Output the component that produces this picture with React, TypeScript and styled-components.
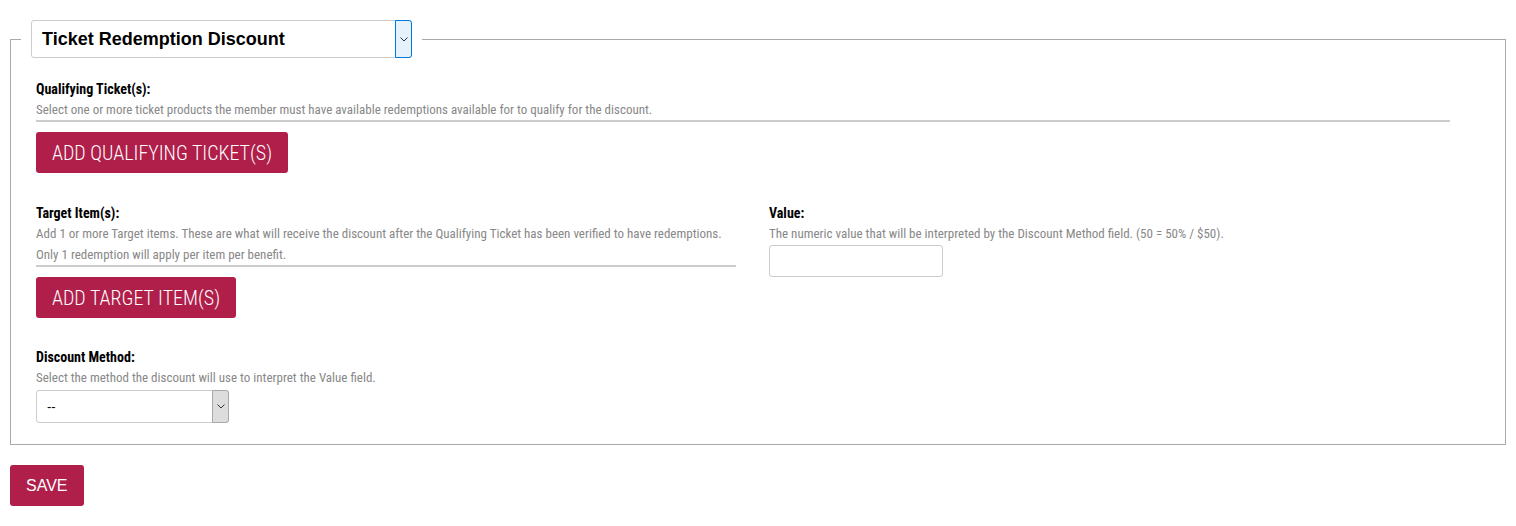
import React from "react";
import styled, { createGlobalStyle } from "styled-components";

const Global = createGlobalStyle`
  html, body { margin: 0; padding: 0; background: #fff; }
  body { font-family: "Liberation Sans", Arial, sans-serif; }
`;

const COND = `"Roboto Condensed", "Liberation Sans Narrow", "DejaVu Sans Condensed", Roboto, sans-serif`;
const BRAND = "#b01e4a";

const Page = styled.div`
  padding: 20px 10px 20px 10px;
  width: 1516px;
  box-sizing: border-box;
`;

const Fieldset = styled.fieldset`
  margin: 0;
  padding: 0 0 21px 10px;
  border: 1px solid #a9a9a9;
  min-width: 0;
`;

const Legend = styled.legend`
  padding: 0 10px;
`;

const SelectBox = styled.div<{ $w: number; $h: number; $top?: number }>`
  display: flex;
  align-items: center;
  width: ${(p) => p.$w}px;
  height: ${(p) => p.$h}px;
  margin-top: ${(p) => p.$top ?? 0}px;
  box-sizing: border-box;
  border: 1px solid #cccccc;
  border-radius: 3px;
  background: #fff;
`;

const SelectText = styled.span<{ $big?: boolean }>`
  flex: 1;
  padding-left: 10px;
  font-family: "Liberation Sans", Arial, sans-serif;
  font-size: ${(p) => (p.$big ? 18 : 13)}px;
  font-weight: ${(p) => (p.$big ? 700 : 400)};
  color: #000;
`;

const ArrowBox = styled.span<{ $focus?: boolean }>`
  display: flex;
  align-items: center;
  justify-content: center;
  align-self: stretch;
  width: 17px;
  margin: -1px -1px -1px 0;
  box-sizing: border-box;
  border: 1px solid ${(p) => (p.$focus ? "#0078d7" : "#a9a9a9")};
  border-radius: 0 3px 3px 0;
  background: ${(p) => (p.$focus ? "#e5f1fb" : "#dddddd")};
`;

const Chevron = () => (
  <svg width="8" height="5" viewBox="0 0 8 5">
    <path d="M0.5 0.5 L4 4 L7.5 0.5" fill="none" stroke="#333" strokeWidth="1" />
  </svg>
);

const Body = styled.div`
  padding: 21px 0 0 15px;
`;

const Section = styled.div<{ $top?: number }>`
  margin-top: ${(p) => p.$top ?? 0}px;
`;

const Label = styled.div`
  font-family: ${COND};
  font-weight: 700;
  font-size: 14px;
  line-height: 20px;
  color: #000;
`;

const Help = styled.div<{ $rule?: number }>`
  font-family: ${COND};
  font-size: 13px;
  line-height: 21px;
  color: #888888;
  ${(p) => (p.$rule ? `width: ${p.$rule}px; border-bottom: 2px solid #cccccc;` : "")}
`;

const ActionButton = styled.button`
  display: block;
  margin-top: 10px;
  height: 41px;
  padding: 0 16px;
  border: none;
  border-radius: 3px;
  background: ${BRAND};
  color: #fff;
  font-family: ${COND};
  font-size: 20px;
  font-weight: 300;
  text-transform: uppercase;
  cursor: pointer;
`;

const Row = styled.div`
  display: grid;
  grid-template-columns: 700px 1fr;
  column-gap: 33px;
  margin-top: 30px;
`;

const TextInput = styled.input`
  display: block;
  margin-top: 1px;
  width: 174px;
  height: 32px;
  box-sizing: border-box;
  border: 1px solid #cccccc;
  border-radius: 3px;
`;

const SaveButton = styled.button`
  margin-top: 20px;
  height: 41px;
  padding: 0 16px;
  border: none;
  border-radius: 3px;
  background: ${BRAND};
  color: #fff;
  font-family: "Liberation Sans", Arial, sans-serif;
  font-size: 16px;
  cursor: pointer;
`;

export default function App() {
  return (
    <Page>
      <Global />
      <Fieldset>
        <Legend>
          <SelectBox $w={381} $h={38}>
            <SelectText $big>Ticket Redemption Discount</SelectText>
            <ArrowBox $focus>
              <Chevron />
            </ArrowBox>
          </SelectBox>
        </Legend>
        <Body>
          <Section>
            <Label>Qualifying Ticket(s):</Label>
            <Help $rule={1414}>
              Select one or more ticket products the member must have available redemptions available for to qualify for the discount.
            </Help>
            <ActionButton>Add Qualifying Ticket(s)</ActionButton>
          </Section>
          <Row>
            <div>
              <Label>Target Item(s):</Label>
              <Help>
                Add 1 or more Target items. These are what will receive the discount after the Qualifying Ticket has been verified to have redemptions.
              </Help>
              <Help $rule={700}>Only 1 redemption will apply per item per benefit.</Help>
              <ActionButton>Add Target Item(s)</ActionButton>
            </div>
            <div>
              <Label>Value:</Label>
              <Help>The numeric value that will be interpreted by the Discount Method field. (50 = 50% / $50).</Help>
              <TextInput />
            </div>
          </Row>
          <Section $top={29}>
            <Label>Discount Method:</Label>
            <Help>Select the method the discount will use to interpret the Value field.</Help>
            <SelectBox $w={193} $h={33} $top={2}>
              <SelectText>--</SelectText>
              <ArrowBox>
                <Chevron />
              </ArrowBox>
            </SelectBox>
          </Section>
        </Body>
      </Fieldset>
      <SaveButton>SAVE</SaveButton>
    </Page>
  );
}
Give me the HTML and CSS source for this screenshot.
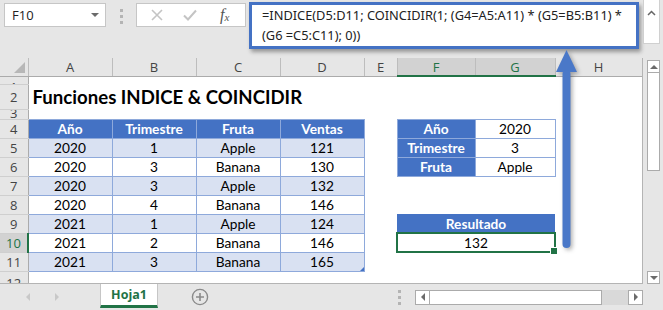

**Brief**.
Go through the data and count each line that has the word "components", then give the total alone.

**Solved exercise**.
2